The origin of
coal worker's pneumoconiosis (CWP) has been long debated. A recent epidemiological study shows a correlation between what is essentially the concentration of
pyrite within
coal and the prevalence of CWP in miners.
Hydrogen peroxide and
hydroxyl radical, both
reactive oxygen species (ROS), form as byproducts of
pyrite oxidative dissolution in air-saturated water. Motivated by the possible importance of ROS in the pathogenesis of CWP, we conducted an experimental study to evaluate if ROS form as byproducts in the oxidative dissolution of
pyrite in simulated lung fluid (SLF) under biologically applicable conditions and to determine the persistence of
pyrite in SLF. While the rate of
pyrite oxidative dissolution in SLF is suppressed by 51% when compared to that in air-saturated water, the initial amount of
hydrogen peroxide formed as a byproduct in SLF is nearly doubled.

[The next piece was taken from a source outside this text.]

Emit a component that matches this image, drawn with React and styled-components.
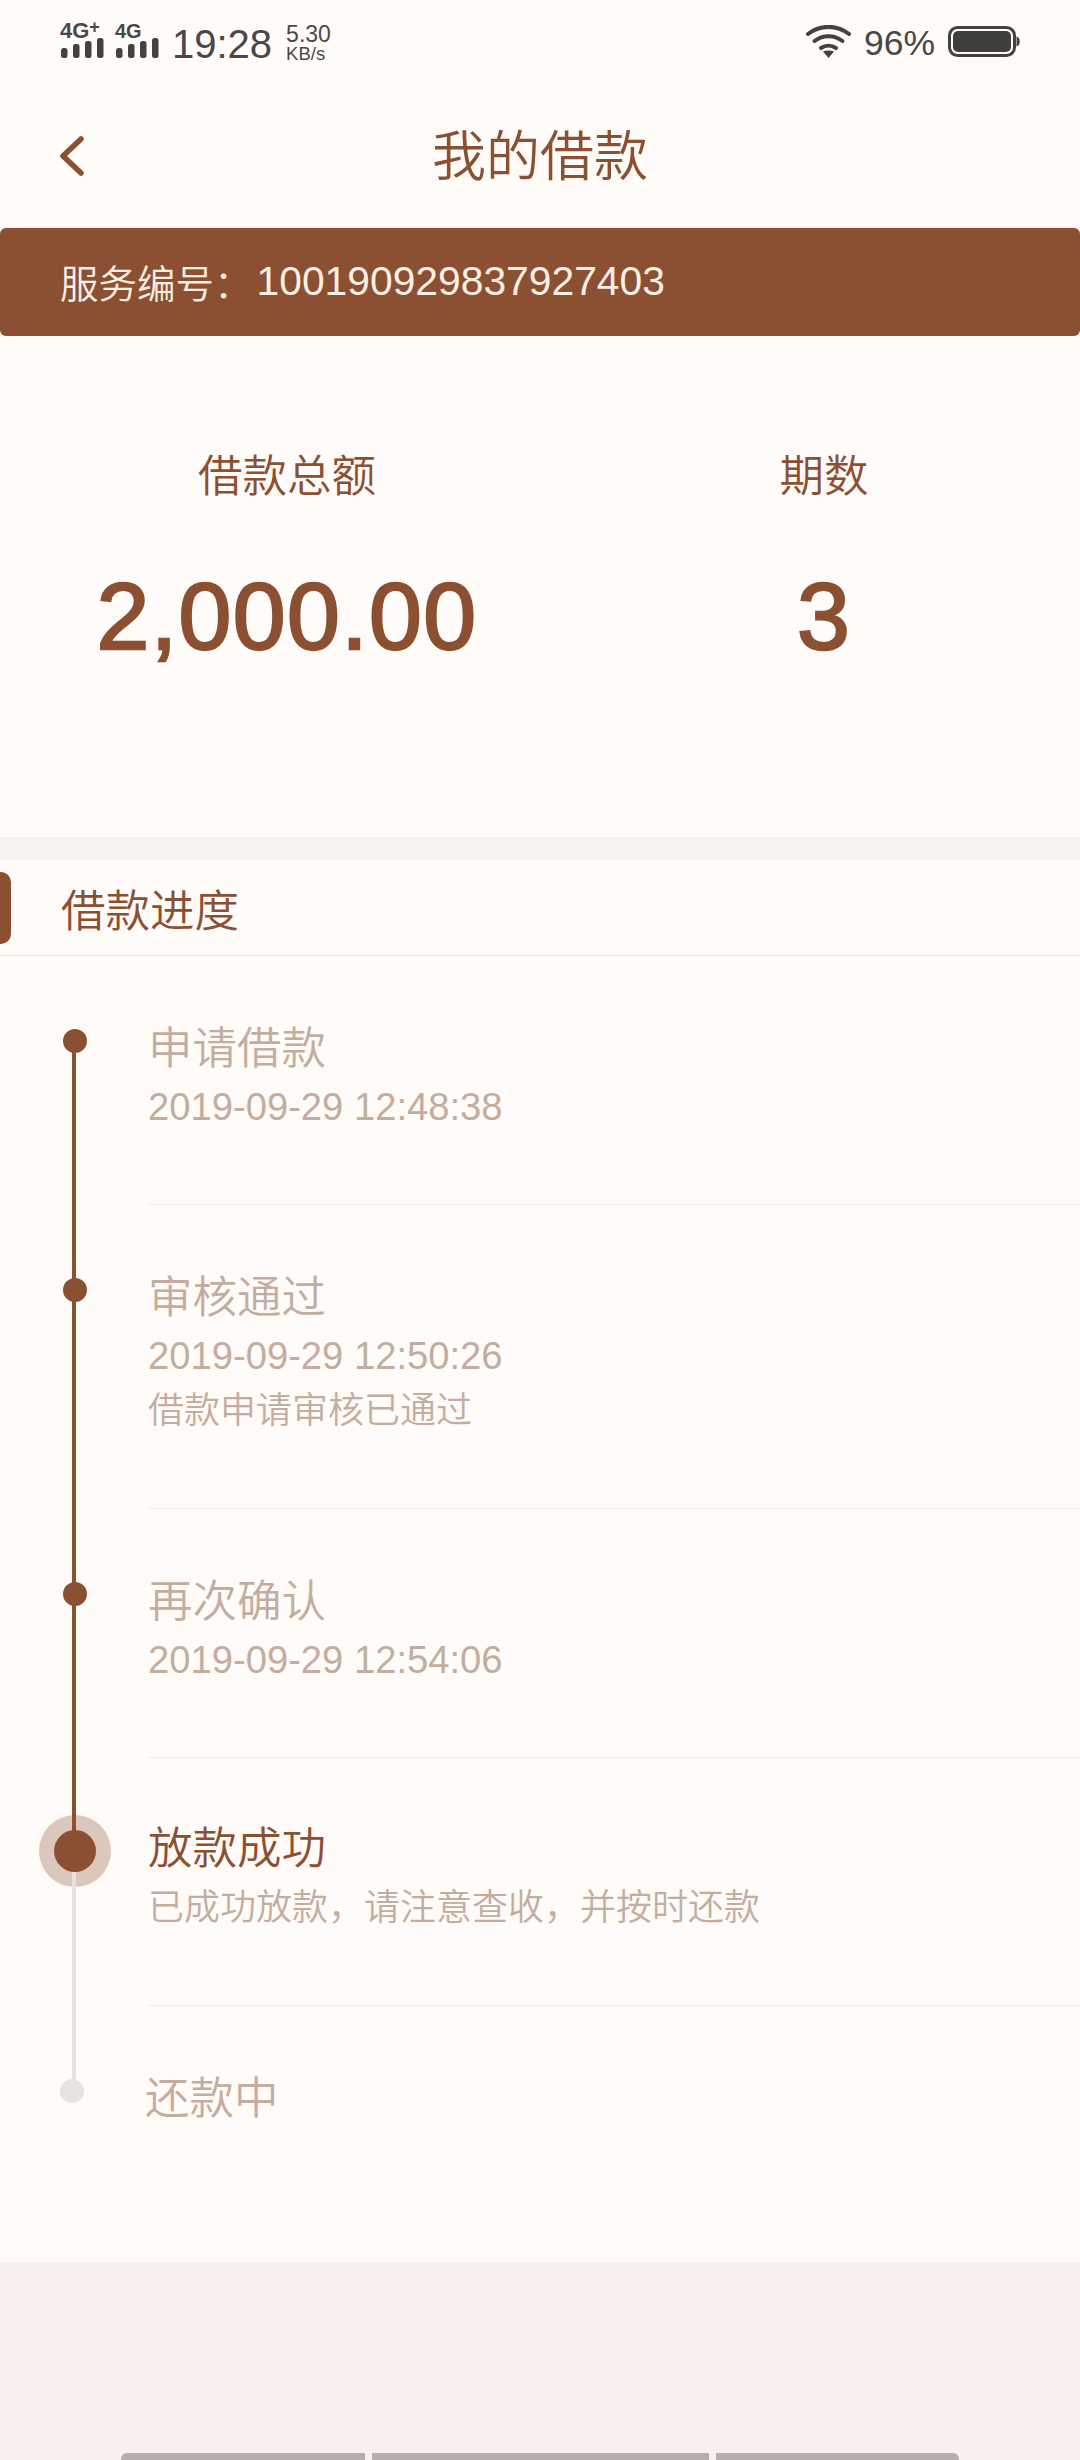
import React from "react";
import styled, { createGlobalStyle } from "styled-components";

const BROWN = "#8b5032";
const MUTED = "#c4ad9f";
const GRAY = "#e6e3e1";
const PAPER = "#fffbf8";
const FONT = `"Liberation Sans", "Noto Sans CJK SC", sans-serif`;

const GlobalStyle = createGlobalStyle`
  html, body {
    margin: 0;
    padding: 0;
    background: #f8f0ee;
    font-family: ${FONT};
  }
`;

const Page = styled.div`
  position: relative;
  width: 1080px;
  height: 2460px;
  overflow: hidden;
  display: flex;
  flex-direction: column;
  background: #f8f0ee;
`;

const Card = styled.main`
  height: 2262px;
  background: ${PAPER};
  display: flex;
  flex-direction: column;
`;

/* status bar */
const StatusBar = styled.div`
  height: 84px;
  box-sizing: border-box;
  padding: 0 60px;
  display: flex;
  align-items: center;
  justify-content: space-between;
  color: #4a4846;
`;

const StatusGroup = styled.div`
  display: flex;
  align-items: center;
`;

const Signal = styled.div`
  position: relative;
  width: ${({ $w }) => $w}px;
  height: 36px;
  margin-right: ${({ $gap }) => $gap}px;
  margin-top: -4px;
`;

const SignalLabel = styled.span`
  position: absolute;
  left: 0;
  top: -3px;
  font: 700 ${({ $size }) => $size}px/24px "Liberation Sans", sans-serif;

  b {
    position: absolute;
    left: 100%;
    top: -4px;
    font-size: 18px;
  }
`;

const SignalBars = styled.svg`
  position: absolute;
  left: 0;
  bottom: 0;
`;

const Clock = styled.span`
  font-size: 40px;
  line-height: 48px;
  margin-top: 4px;
  margin-right: 14px;
`;

const Speed = styled.div`
  display: flex;
  flex-direction: column;
`;

const SpeedValue = styled.span`
  font-size: 23px;
  line-height: 23px;
`;

const SpeedUnit = styled.span`
  font-size: 18.5px;
  line-height: 16px;
`;

const Percent = styled.span`
  font-size: 35.5px;
  margin: 2px 13px 0;
`;

const Icon = styled.svg`
  display: block;
`;

/* header */
const Header = styled.header`
  height: 144px;
  box-sizing: border-box;
  padding: 0 60px 2px;
  display: grid;
  grid-template-columns: 1fr auto 1fr;
  align-items: center;
`;

const BackIcon = styled.svg`
  display: block;
  margin-top: 2px;
`;

const Title = styled.h1`
  margin: 0 0 5px;
  font-size: 54px;
  font-weight: 350;
  color: ${BROWN};
`;

const Banner = styled.div`
  height: 108px;
  box-sizing: border-box;
  padding: 0 0 2px 60px;
  display: flex;
  align-items: center;
  background: ${BROWN};
  border-radius: 6px;
  color: #fbeee4;
  font-size: 38.5px;
  font-weight: 350;
`;

const BannerNumber = styled.span`
  margin-left: 4px;
  font-size: 40.8px;
  font-weight: 400;
`;

/* amounts */
const Stats = styled.section`
  height: 501px;
  box-sizing: border-box;
  padding-top: 111px;
  display: grid;
  grid-template-columns: 574px 500px;
  align-content: start;
  text-align: center;
  color: ${BROWN};
`;

const Stat = styled.div`
  display: flex;
  flex-direction: column;
  align-items: center;
`;

const StatLabel = styled.span`
  font-size: 44.5px;
  line-height: 60px;
  font-weight: 350;
`;

const StatValue = styled.span`
  margin-top: 54px;
  font-size: 95px;
  line-height: 110px;
  letter-spacing: 1.4px;
  -webkit-text-stroke: 2.4px ${BROWN};
`;

const Band = styled.div`
  height: 23px;
  background: #f6f2ef;
`;

const SectionHeader = styled.div`
  height: 96px;
  box-sizing: border-box;
  display: flex;
  align-items: center;
  border-bottom: 1px solid #e9e5e2;
`;

const SectionMark = styled.i`
  width: 11px;
  height: 72px;
  margin-right: 50px;
  background: ${BROWN};
  border-radius: 0 10px 10px 0;
`;

const SectionTitle = styled.h2`
  margin: 0;
  font-size: 44.5px;
  font-weight: 350;
  color: ${BROWN};
`;

/* timeline */
const Step = styled.div`
  display: flex;
`;

const Rail = styled.div`
  position: relative;
  flex: none;
  width: ${({ $last }) => ($last ? 145 : 148)}px;
`;

const RailLine = styled.span`
  position: absolute;
  left: 72px;
  width: 4px;
  top: ${({ $top }) => $top}px;
  height: ${({ $h }) => $h}px;
  background: ${({ $done }) => ($done ? BROWN : GRAY)};
`;

const Dot = styled.span`
  position: absolute;
  left: ${({ $x }) => $x - 12}px;
  top: 73px;
  width: 24px;
  height: 24px;
  border-radius: 50%;
  background: ${({ $done }) => ($done ? BROWN : GRAY)};
`;

const Halo = styled.span`
  position: absolute;
  left: 39px;
  top: 57px;
  width: 72px;
  height: 72px;
  border-radius: 50%;
  background: rgba(139, 80, 50, 0.3);
`;

const CurrentDot = styled.span`
  position: absolute;
  left: 54px;
  top: 72px;
  width: 42px;
  height: 42px;
  border-radius: 50%;
  background: ${BROWN};
`;

const StepBody = styled.div`
  flex: 1;
  box-sizing: border-box;
  padding: ${({ $active }) => ($active ? 65 : 67)}px 0 ${({ $last }) => ($last ? 137 : 70)}px;
  border-bottom: ${({ $last }) => ($last ? "none" : "1px solid #efebe8")};
`;

const StepTitle = styled.div`
  font-size: 44.5px;
  line-height: 52px;
  font-weight: 350;
  color: ${({ $active }) => ($active ? BROWN : MUTED)};
`;

const StepDate = styled.div`
  margin-top: 5px;
  font-size: 38.2px;
  line-height: 54px;
  color: ${MUTED};
`;

const StepNote = styled.div`
  margin-top: ${({ $first }) => ($first ? 6 : 1)}px;
  font-size: 36px;
  line-height: 54px;
  font-weight: 350;
  color: ${MUTED};
`;

/* gesture bar */
const NavBar = styled.div`
  position: absolute;
  left: 121px;
  bottom: 0;
  display: flex;
  gap: 7px;
`;

const NavPiece = styled.span`
  width: ${({ $w }) => $w}px;
  height: 7px;
  background: #b5aeab;
  border-radius: ${({ $r }) => $r};
`;

const Bars = () => (
  <SignalBars width="44" height="20" viewBox="0 0 44 20" fill="#444240">
    <rect x="1" y="10" width="6.5" height="10" rx="2.5" />
    <rect x="13" y="6" width="6.5" height="14" rx="2.5" />
    <rect x="25" y="3" width="6.5" height="17" rx="2.5" />
    <rect x="37" y="0" width="6.5" height="20" rx="2.5" />
  </SignalBars>
);

const Wifi = () => (
  <Icon width="45" height="34" viewBox="0 0 45 34" fill="none" stroke="#444240" strokeWidth="4" strokeLinecap="round">
    <path d="M2 9C14-0.5 31-0.5 43 9" />
    <path d="M8.5 16C17 9.5 28 9.5 36.5 16" />
    <path d="M15 23C19.5 20 25.5 20 30 23" />
    <path d="M17 26.5C20.5 25 24.5 25 28 26.5L22.5 33Z" fill="#444240" stroke="none" />
  </Icon>
);

const Battery = () => (
  <Icon width="72" height="32" viewBox="0 0 72 32" fill="none">
    <rect x="1.5" y="1.5" width="65" height="28" rx="8" stroke="#444240" strokeWidth="3" />
    <rect x="5" y="5" width="58" height="21" rx="5" fill="#40403a" />
    <path d="M68.5 10.5c2.5 .5 3.2 2.5 3.2 5s-.7 4.5-3.2 5z" fill="#444240" />
  </Icon>
);

const Back = () => (
  <BackIcon width="24" height="40" viewBox="0 0 24 40" fill="none" stroke={BROWN} strokeWidth="5.5" strokeLinecap="round" strokeLinejoin="round">
    <path d="M21 3L3 20L21 37" />
  </BackIcon>
);

const steps = [
  { title: "申请借款", date: "2019-09-29 12:48:38" },
  { title: "审核通过", date: "2019-09-29 12:50:26", note: "借款申请审核已通过" },
  { title: "再次确认", date: "2019-09-29 12:54:06" },
  { title: "放款成功", note: "已成功放款，请注意查收，并按时还款", active: true },
  { title: "还款中", last: true },
];

const stepHeights = [249, 304, 249, 248, 256];

const StepRail = ({ index, active, last }) => {
  const h = stepHeights[index];
  if (active) {
    return (
      <Rail>
        <Halo />
        <RailLine $done $top={0} $h={93} />
        <RailLine $top={93} $h={h - 93} />
        <CurrentDot />
      </Rail>
    );
  }
  if (last) {
    return (
      <Rail $last>
        <RailLine $top={0} $h={85} />
        <Dot $x={72} />
      </Rail>
    );
  }
  return (
    <Rail>
      <RailLine $done $top={index === 0 ? 85 : 0} $h={index === 0 ? h - 85 : h} />
      <Dot $done $x={75} />
    </Rail>
  );
};

export default function App() {
  return (
    <Page>
      <GlobalStyle />
      <Card>
        <StatusBar>
          <StatusGroup>
            <Signal $w={44} $gap={11}>
              <SignalLabel $size={22}>
                4G<b>+</b>
              </SignalLabel>
              <Bars />
            </Signal>
            <Signal $w={44} $gap={13}>
              <SignalLabel $size={20}>4G</SignalLabel>
              <Bars />
            </Signal>
            <Clock>19:28</Clock>
            <Speed>
              <SpeedValue>5.30</SpeedValue>
              <SpeedUnit>KB/s</SpeedUnit>
            </Speed>
          </StatusGroup>
          <StatusGroup>
            <Wifi />
            <Percent>96%</Percent>
            <Battery />
          </StatusGroup>
        </StatusBar>
        <Header>
          <Back />
          <Title>我的借款</Title>
        </Header>
        <Banner>
          服务编号：<BannerNumber>100190929837927403</BannerNumber>
        </Banner>
        <Stats>
          <Stat>
            <StatLabel>借款总额</StatLabel>
            <StatValue>2,000.00</StatValue>
          </Stat>
          <Stat>
            <StatLabel>期数</StatLabel>
            <StatValue>3</StatValue>
          </Stat>
        </Stats>
        <Band />
        <SectionHeader>
          <SectionMark />
          <SectionTitle>借款进度</SectionTitle>
        </SectionHeader>
        {steps.map((s, i) => (
          <Step key={s.title}>
            <StepRail index={i} active={s.active} last={s.last} />
            <StepBody $active={s.active} $last={s.last}>
              <StepTitle $active={s.active}>{s.title}</StepTitle>
              {s.date && <StepDate>{s.date}</StepDate>}
              {s.note && <StepNote $first={!s.date}>{s.note}</StepNote>}
            </StepBody>
          </Step>
        ))}
      </Card>
      <NavBar>
        <NavPiece $w={244} $r="6px 0 0 0" />
        <NavPiece $w={337} $r="0" />
        <NavPiece $w={243} $r="0 6px 0 0" />
      </NavBar>
    </Page>
  );
}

Hydroxyl radical is also formed in the experiments with SLF, but at lower concentrations than in the experiments with water. The formation of these ROS indicates that the reaction mechanism for
pyrite oxidative dissolution in SLF is no different from that in water. The elevated
hydrogen peroxide concentration in SLF suggests that the decomposition, via the Fenton mechanism to
hydroxyl radical or with Fe(III) to form water and molecular
oxygen, is initially inhibited by the presence of SLF components. On the basis of the oxidative dissolution rate of
pyrite measured in this paper, it is calculated that a respirable two micron
pyrite particle will take over 3 years to dissolve completely.